河野氏は菅義偉首相がファイザー社のアルバート・ブーラ最高経営責任者(CEO)と電話協議した際に合意したと説明した。しかし、河野氏は具体的な供給日程は明かさず「9月末までに、今の接種対象者(16歳以上)の接種を完了できるペースでワクチンを供給してもらう。追加供給は首相と(ファイザー社)CEOとで合意している」と述べた。具体的な追加量についても明かさなかった。
政府は17日、訪米した菅首相が同日午前(日本時間同日午後)、ファイザー社のブーラ氏と電話協議し、ワクチンを日本の全ての対象者へ9月までに確実に供給するため、追加供給を要請したと発表。ブーラ氏は日本への迅速な供給や追加供給に向けた協議で、緊密に連携すると発言したとしていた。

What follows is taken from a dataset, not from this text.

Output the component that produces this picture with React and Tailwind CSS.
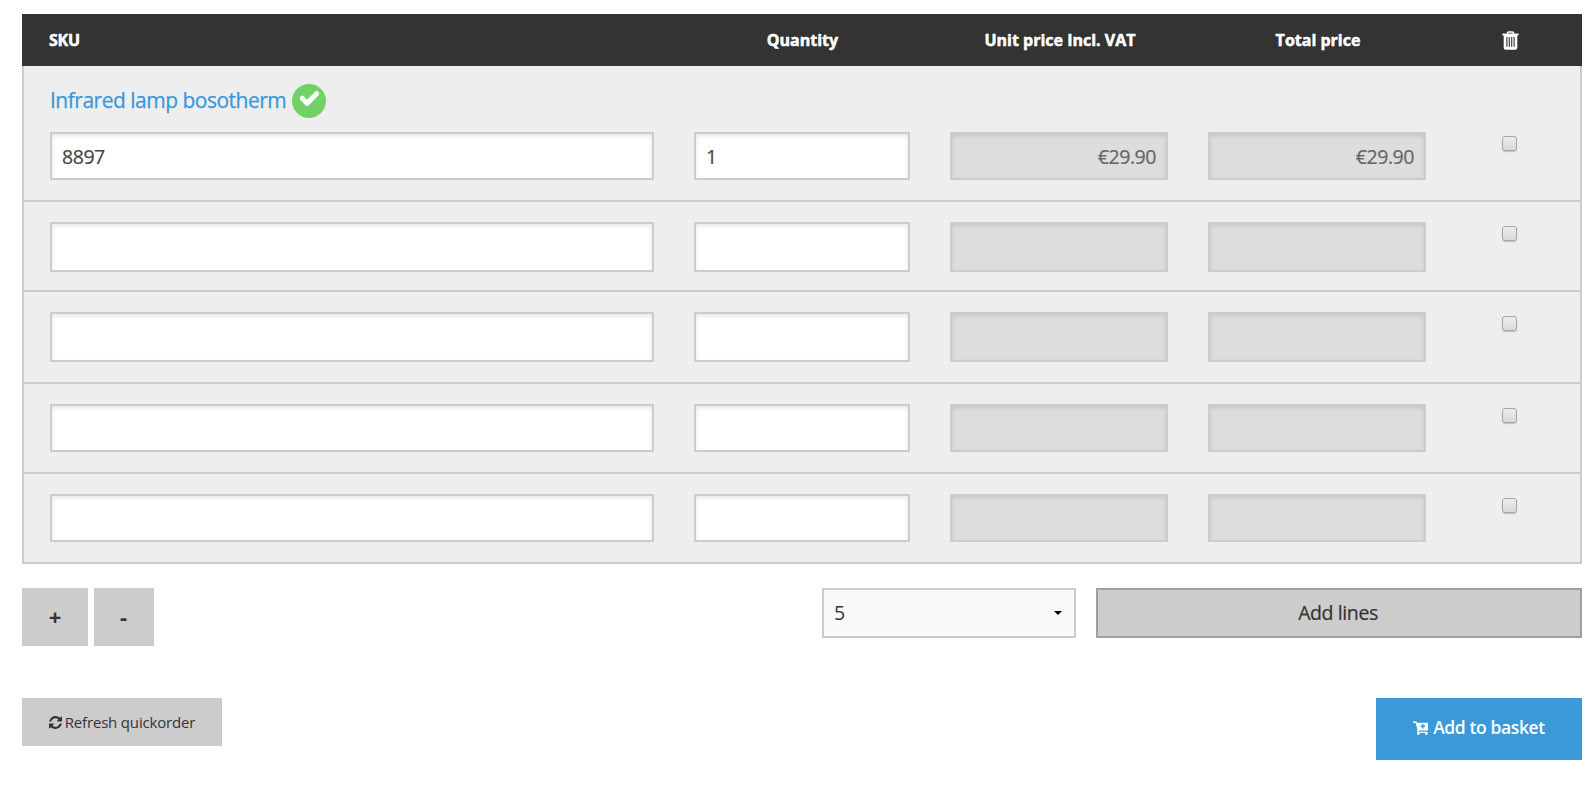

このほか、米モデルナ社から5000万回分、英アストラゼネカ社から1億2000万回分を受ける契約も結んでいる。1億5700万人の2回接種分にあたり、政府が接種対象とした16歳以上(約1億1000万人)に十分に行き渡る量だった。だが、モデルナ社とアストラ社のワクチンはまだ、厚生労働省が薬事承認審査中だ。アストラ社製は、海外で接種後に血栓が生じる症状なども報告されている。こうした状況を受け、河野氏はファイザー社に供給の前倒しと追加供給を働きかけていた。ファイザー社はワクチンが12〜15歳にも有効だとする治験結果を公表している。
河野氏は番組で「日本でも早晩、(12〜15歳への)承認申請が出される。そうしたことも視野に入れて接種を考える」と述べ、12〜15歳も接種対象とする可能性を示した。